**To do**
Determine how many lines include the string "styles". Output that number only.

**Recorded information**
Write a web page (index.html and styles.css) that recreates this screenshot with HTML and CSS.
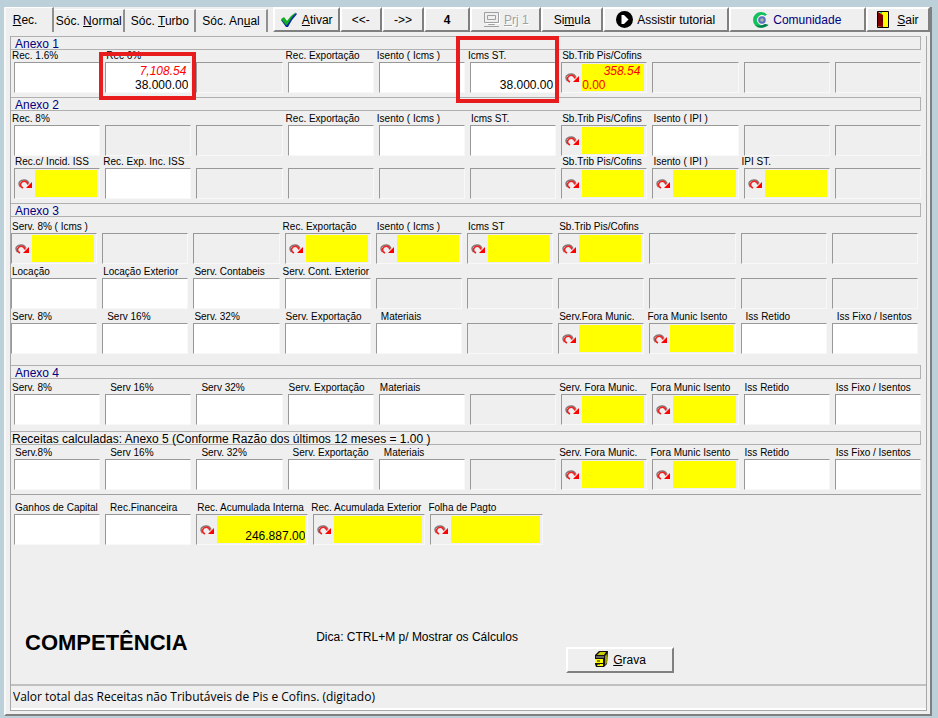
FILE: index.html
```html
<!DOCTYPE html>
<html lang="pt-BR">
<head>
  <meta charset="utf-8">
  <title>Receitas</title>
  <link rel="stylesheet" href="styles.css">
</head>
<body>
  <!-- shared icon -->
  <svg class="sprite" aria-hidden="true">
    <symbol id="arrow" viewBox="0 0 14 10">
      <path d="M2.500 8Q.2 5.500 1.500 3Q3.500.8 6.500 1Q9.500 1.200 11 4.500" fill="none" stroke="#857878" stroke-width="1.500"/>
      <path d="M5 9Q2 7.500 2.500 4.800Q3.800 2.200 6.500 2.300Q9 2.600 10 5.500" fill="none" stroke="#f02020" stroke-width="1.600"/>
      <path d="M14 3V9H8Z" fill="#f00"/>
    </symbol>
  </svg>

  <main class="window">
    <nav class="toolbar">
      <button class="tab active"><u>R</u>ec.</button>
      <button class="tab">Sóc. <u>N</u>ormal</button>
      <button class="tab">Sóc. <u>T</u>urbo</button>
      <button class="tab">Sóc. An<u>u</u>al</button>
      <button class="btn ativar">
        <svg width="18" height="16" viewBox="0 0 18 16"><path d="M1 8L4 6L7 10Q11 4 16 1L17 2Q12 7 8 15H6Z" fill="#0a2a9a"/><path d="M1 7L4 5L7 9Q11 3 16 0Q11 6 7 13H6Z" fill="#10b020"/></svg>
        <span><u>A</u>tivar</span>
      </button>
      <button class="btn nav">&lt;&lt;-</button>
      <button class="btn nav">-&gt;&gt;</button>
      <button class="btn four">4</button>
      <button class="btn prj" disabled>
        <svg width="17" height="17" viewBox="0 0 17 17" fill="none" stroke="#a0a0a0"><path d="M1.500 1.500H15.500V11.500H1.500ZM4.500 4.500H12.500V8.500H4.500ZM5.500 11.500V13.500H11.500V11.500M1 15.500H16"/><path d="M2.500 12.500H16.500V2" stroke="#fff"/></svg>
        <span><u>P</u>rj 1</span>
      </button>
      <button class="btn simula"><span>Si<u>m</u>ula</span></button>
      <button class="btn tutorial">
        <svg width="17" height="17" viewBox="0 0 17 17"><circle cx="8.500" cy="8.500" r="8.500"/><path d="M5.500 4H8L12.500 8.500L8 13H5.500Z" fill="#fff"/></svg>
        Assistir tutorial
      </button>
      <button class="btn comunidade">
        <svg width="16" height="16" viewBox="0 0 16 16"><path d="M14 2.500Q11 0 8 0A8 8 0 0 0 8 16Q12 16 15.500 13L12 12A5 5 0 1 1 12 4Z" fill="#12c05c"/><path d="M2 13Q8 18 15.500 13L12 12Q7 15 2 13Z" fill="#0a7a50"/><circle cx="9" cy="8" r="3.800" fill="#5a6fc0"/><circle cx="9" cy="8" r="1.800" fill="#b0b8a0"/></svg>
        Comunidade
      </button>
      <button class="btn sair">
        <svg width="12" height="17" viewBox="0 0 12 17"><path d="M.5.500H11.500V16.500H.500Z" fill="#ff0" stroke="#000"/><path d="M1 1L6 4V16L1 15.500Z" fill="#800000"/><path d="M2 1H5V3Z" fill="#0cc"/><path d="M4.500 9H6" stroke="#000"/></svg>
        <span><u>S</u>air</span>
      </button>
    </nav>

    <section class="page">
      <h2 class="bar">Anexo 1</h2>
      <div class="row">
        <label class="field"><span>Rec. 1.6%</span><input class="box"></label>
        <label class="field mark mark-rec"><span class="in">Rec 6%</span><span class="box total"><em>7,108.54</em><input value="38.000.00"></span></label>
        <div class="box blank"></div>
        <label class="field"><span>Rec. Exportação</span><input class="box"></label>
        <label class="field"><span>Isento ( Icms )</span><input class="box"></label>
        <label class="field mark mark-icms"><span>Icms ST.</span><span class="box total"><input value="38.000.00"></span></label>
        <div class="field"><label class="in" for="a1-trib">Sb.Trib Pis/Cofins</label><div class="box lookup"><button><svg><use href="#arrow"/></svg></button><span class="sum"><em>358.54</em><input id="a1-trib" value="0.00"></span></div></div>
        <div class="box blank"></div>
        <div class="box blank"></div>
        <div class="box blank"></div>
      </div>

      <h2 class="bar second">Anexo 2</h2>
      <div class="row">
        <label class="field"><span>Rec. 8%</span><input class="box"></label>
        <div class="box blank"></div>
        <div class="box blank"></div>
        <label class="field"><span>Rec. Exportação</span><input class="box"></label>
        <label class="field"><span>Isento ( Icms )</span><input class="box"></label>
        <label class="field"><span class="in">Icms ST.</span><input class="box"></label>
        <div class="field"><label class="in" for="a2-trib">Sb.Trib Pis/Cofins</label><div class="box lookup"><button><svg><use href="#arrow"/></svg></button><input id="a2-trib"></div></div>
        <label class="field"><span class="in">Isento ( IPI )</span><input class="box"></label>
        <div class="box blank"></div>
        <div class="box blank"></div>
      </div>
      <div class="row">
        <div class="field"><label class="in" for="a2-iss">Rec.c/ Incid. ISS</label><div class="box lookup"><button><svg><use href="#arrow"/></svg></button><input id="a2-iss"></div></div>
        <label class="field"><span>Rec. Exp. Inc. ISS</span><input class="box"></label>
        <div class="box blank"></div>
        <div class="box blank"></div>
        <div class="box blank"></div>
        <div class="box blank"></div>
        <div class="field"><label class="in" for="a2-trib2">Sb.Trib Pis/Cofins</label><div class="box lookup"><button><svg><use href="#arrow"/></svg></button><input id="a2-trib2"></div></div>
        <div class="field"><label class="in" for="a2-ipi">Isento ( IPI )</label><div class="box lookup"><button><svg><use href="#arrow"/></svg></button><input id="a2-ipi"></div></div>
        <div class="field"><label for="a2-ipist">IPI ST.</label><div class="box lookup"><button><svg><use href="#arrow"/></svg></button><input id="a2-ipist"></div></div>
        <div class="box blank"></div>
      </div>

      <h2 class="bar third">Anexo 3</h2>
      <div class="rows-left">
        <div class="row">
          <div class="field"><label class="in" for="a3-serv">Serv. 8% ( Icms )</label><div class="box lookup"><button><svg><use href="#arrow"/></svg></button><input id="a3-serv"></div></div>
          <div class="box blank"></div>
          <div class="box blank"></div>
          <div class="field"><label for="a3-exp">Rec. Exportação</label><div class="box lookup"><button><svg><use href="#arrow"/></svg></button><input id="a3-exp"></div></div>
          <div class="field"><label class="in" for="a3-isento">Isento ( Icms )</label><div class="box lookup"><button><svg><use href="#arrow"/></svg></button><input id="a3-isento"></div></div>
          <div class="field"><label class="in" for="a3-icms">Icms ST</label><div class="box lookup"><button><svg><use href="#arrow"/></svg></button><input id="a3-icms"></div></div>
          <div class="field"><label class="in" for="a3-trib">Sb.Trib Pis/Cofins</label><div class="box lookup"><button><svg><use href="#arrow"/></svg></button><input id="a3-trib"></div></div>
          <div class="box blank"></div>
          <div class="box blank"></div>
          <div class="box blank"></div>
        </div>
        <div class="row">
          <label class="field"><span class="in">Locação</span><input class="box"></label>
          <label class="field"><span class="in">Locação Exterior</span><input class="box"></label>
          <label class="field"><span class="in">Serv. Contabeis</span><input class="box"></label>
          <label class="field"><span>Serv. Cont. Exterior</span><input class="box"></label>
          <div class="box blank"></div>
          <div class="box blank"></div>
          <div class="box blank"></div>
          <div class="box blank"></div>
          <div class="box blank"></div>
          <div class="box blank"></div>
        </div>
        <div class="row">
          <label class="field"><span class="in">Serv. 8%</span><input class="box"></label>
          <label class="field"><span class="in2">Serv 16%</span><input class="box"></label>
          <label class="field"><span class="in">Serv. 32%</span><input class="box"></label>
          <label class="field"><span class="in">Serv. Exportação</span><input class="box"></label>
          <label class="field"><span class="in2">Materiais</span><input class="box"></label>
          <div class="box blank"></div>
          <div class="field"><label class="in" for="a3-fora">Serv.Fora Munic.</label><div class="box lookup"><button><svg><use href="#arrow"/></svg></button><input id="a3-fora"></div></div>
          <div class="field"><label for="a3-foraisento">Fora Munic Isento</label><div class="box lookup"><button><svg><use href="#arrow"/></svg></button><input id="a3-foraisento"></div></div>
          <label class="field"><span class="in2">Iss Retido</span><input class="box"></label>
          <label class="field"><span class="in2">Iss Fixo / Isentos</span><input class="box"></label>
        </div>
      </div>

      <h2 class="bar fourth">Anexo 4</h2>
      <div class="row">
        <label class="field"><span>Serv. 8%</span><input class="box"></label>
        <label class="field"><span class="in2">Serv 16%</span><input class="box"></label>
        <label class="field"><span class="in2">Serv 32%</span><input class="box"></label>
        <label class="field"><span class="in">Serv. Exportação</span><input class="box"></label>
        <label class="field"><span class="in">Materiais</span><input class="box"></label>
        <div class="box blank"></div>
        <div class="field"><label for="a4-fora">Serv. Fora Munic.</label><div class="box lookup"><button><svg><use href="#arrow"/></svg></button><input id="a4-fora"></div></div>
        <div class="field"><label for="a4-isento">Fora Munic Isento</label><div class="box lookup"><button><svg><use href="#arrow"/></svg></button><input id="a4-isento"></div></div>
        <label class="field"><span class="in">Iss Retido</span><input class="box"></label>
        <label class="field"><span class="in">Iss Fixo / Isentos</span><input class="box"></label>
      </div>

      <h2 class="bar calc">Receitas calculadas: Anexo 5 (Conforme Razão dos últimos 12 meses = 1.00 )</h2>
      <div class="row">
        <label class="field"><span class="in">Serv.8%</span><input class="box"></label>
        <label class="field"><span class="in2">Serv 16%</span><input class="box"></label>
        <label class="field"><span class="in2">Serv. 32%</span><input class="box"></label>
        <label class="field"><span class="in2">Serv. Exportação</span><input class="box"></label>
        <label class="field"><span class="in2">Materiais</span><input class="box"></label>
        <div class="box blank"></div>
        <div class="field"><label for="a5-fora">Serv. Fora Munic.</label><div class="box lookup"><button><svg><use href="#arrow"/></svg></button><input id="a5-fora"></div></div>
        <div class="field"><label for="a5-isento">Fora Munic Isento</label><div class="box lookup"><button><svg><use href="#arrow"/></svg></button><input id="a5-isento"></div></div>
        <label class="field"><span class="in">Iss Retido</span><input class="box"></label>
        <label class="field"><span class="in">Iss Fixo / Isentos</span><input class="box"></label>
      </div>

      <div class="row extra">
        <label class="field"><span class="in">Ganhos de Capital</span><input class="box"></label>
        <label class="field"><span class="in2">Rec.Financeira</span><input class="box"></label>
        <div class="field"><label class="in" for="interna">Rec. Acumulada Interna</label><div class="box lookup"><button><svg><use href="#arrow"/></svg></button><input id="interna" value="246.887.00"></div></div>
        <div class="field"><label for="exterior">Rec. Acumulada Exterior</label><div class="box lookup"><button><svg><use href="#arrow"/></svg></button><input id="exterior"></div></div>
        <div class="field"><label for="folha">Folha de Pagto</label><div class="box lookup"><button><svg><use href="#arrow"/></svg></button><input id="folha"></div></div>
      </div>

      <div class="bottom">
        <h1>COMPETÊNCIA</h1>
        <p>Dica: CTRL+M p/ Mostrar os Cálculos</p>
        <button class="btn grava">
          <svg width="15" height="17" viewBox="0 0 15 17"><path d="M1 4L5 0H14L13 13L10 16H2L1 13Z" fill="#111"/><path d="M3 4L6 1H12L10 4Z" fill="#cc0"/><path d="M11 5L13 3V12L11 14Z" fill="#990"/><path d="M2 5H10V7H2Z" fill="#666"/><path d="M1 8H9V12H1ZM4 13H9V15H3Z" fill="#ff0"/><path d="M3 10H6M5 12V14" stroke="#111"/></svg>
          <span><u>G</u>rava</span>
        </button>
      </div>
      <footer class="status">Valor total das Receitas não Tributáveis de Pis e Cofins. (digitado)</footer>
    </section>
  </main>
</body>
</html>
```
FILE: styles.css
```css
* {
  box-sizing: border-box;
}
body {
  margin: 0;
  padding: 7px 6px 2px 4px;
  min-height: 100vh;
  display: flex;
  background: #bcd0da;
  color: #000;
  font-family: "Liberation Sans", Arial, sans-serif;
  font-size: 12px;
}
button,
input {
  font: inherit;
  color: inherit;
  border: 0;
  padding: 0;
  margin: 0;
  min-width: 0;
  background: none;
  border-radius: 0;
}
.sprite {
  position: absolute;
  width: 0;
  height: 0;
}
.window {
  flex: 1;
  display: flex;
  flex-direction: column;
  background: #efefef;
  border: 2px solid #808080;
  border-top: 0;
  border-left-color: #f8f8f8;
}

/* toolbar */
.toolbar {
  display: flex;
  height: 25px;
}
.tab {
  flex: 1 1 71px;
  height: 23px;
  align-self: flex-end;
  border-top: 1px solid #fff;
  border-right: 2px solid #909090;
  white-space: nowrap;
}
.tab.active {
  flex-basis: 48px;
  height: 25px;
  padding-right: 8px;
}
.btn {
  display: flex;
  align-items: center;
  justify-content: center;
  gap: 4px;
  white-space: nowrap;
  background: #efefef;
  border: 2px solid #808080;
  border-top-color: #fff;
  border-left-color: #fff;
}
.ativar {
  flex: 1 1 67px;
  margin-left: 5px;
}
.nav {
  flex: 1 1 42px;
}
.four {
  flex: 1 1 46px;
  font-weight: bold;
}
.prj {
  flex: 1 1 71px;
  color: #a0a0a0;
  text-shadow: 1px 1px #fff;
}
.simula {
  flex: 1 1 61px;
}
.tutorial {
  flex: 1 1 126px;
}
.comunidade {
  flex: 1 1 137px;
  color: #000080;
}
.sair {
  flex: 1 1 64px;
  gap: 8px;
}

/* tab page */
.page {
  flex: 1;
  display: flex;
  flex-direction: column;
  margin: 4px 3px 3px 4px;
  padding-right: 5px;
  border: 1px solid #a8a8a8;
  border-top: 0;
}
.bar {
  height: 14px;
  margin: 0;
  padding-left: 4px;
  line-height: 15px;
  font-size: 12px;
  font-weight: normal;
  color: #000080;
  white-space: nowrap;
  border: 1px solid #b0b0b0;
  border-left: 0;
}
.bar.second {
  margin: 4px 0 2px;
}
.bar.third {
  margin: 4px 0;
}
.bar.fourth {
  margin: 11px 0 3px;
}
.bar.calc {
  margin: 6px 0 2px;
  padding-left: 1px;
  color: #000;
}
.row {
  display: grid;
  grid-template-columns: repeat(10, 1fr);
  align-items: end;
  column-gap: 5px;
  padding-left: 3px;
}
.rows-left {
  display: grid;
  row-gap: 2px;
  padding-right: 3px;
}
.rows-left .row {
  padding-left: 0;
}
.field {
  display: flex;
  flex-direction: column;
  min-width: 0;
}
.field > span:first-child,
.field > label {
  height: 12px;
  margin-left: -2px;
  line-height: 12px;
  font-size: 10px;
  white-space: nowrap;
}
.field > .in {
  padding-left: 3px;
}
.field > .in2 {
  padding-left: 7px;
}
.box {
  width: 100%;
  height: 31px;
  background: #fff;
  border: 1px solid #f8f8f8;
  border-top-color: #989898;
  border-left-color: #989898;
}
.blank {
  background: #efefef;
}
.lookup {
  display: flex;
  padding: 1px 2px 1px 0;
  background: #efefef;
}
.lookup button {
  flex: none;
  width: 20px;
}
.lookup svg {
  display: block;
  width: 14px;
  height: 10px;
  margin: 0 auto;
}
.lookup > input {
  flex: 1;
  padding-top: 13px;
  text-align: right;
  background: #ff0;
}

/* box with a calculated value over the typed one */
.total,
.sum {
  display: flex;
  flex-direction: column;
  justify-content: flex-end;
}
.total em,
.sum em {
  height: 13px;
  line-height: 13px;
  padding-right: 4px;
  text-align: right;
  color: #f00;
}
.total input {
  height: 14px;
  padding-right: 2px;
  text-align: right;
}
.sum {
  flex: 1;
  min-width: 0;
  background: #ff0;
}
.sum input {
  width: 100%;
  height: 13px;
  color: #f00;
}

/* red highlight frames */
.mark {
  position: relative;
}
.mark::after {
  content: "";
  position: absolute;
  inset: 2px -5px -7px -6px;
  border: 4px solid #e81c1c;
}
.mark-icms::after {
  inset: -14px -3px -10px -14px;
}

.extra {
  grid-template-columns: 86fr 86fr 112fr 112fr 112fr 373fr;
  margin-top: 4px;
  padding-top: 7px;
  border-top: 1px solid #a0a0a0;
}
.bottom {
  flex: 1;
  display: grid;
  grid-template-columns: 32% 29% 1fr;
  align-items: center;
  padding-top: 56px;
}
h1 {
  margin: 0;
  padding-left: 14px;
  font-size: 22px;
}
.bottom p {
  margin: 0;
  padding: 0 0 12px 14px;
  white-space: nowrap;
}
.grava {
  width: 108px;
  height: 26px;
  margin-top: 34px;
}
.status {
  height: 26px;
  margin-right: -5px;
  padding-left: 2px;
  border-top: 2px solid #c0c0c0;
  border-bottom: 2px solid #fff;
  font: 12px/22px "Open Sans", "Noto Sans", sans-serif;
}
```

**Result of the task**
3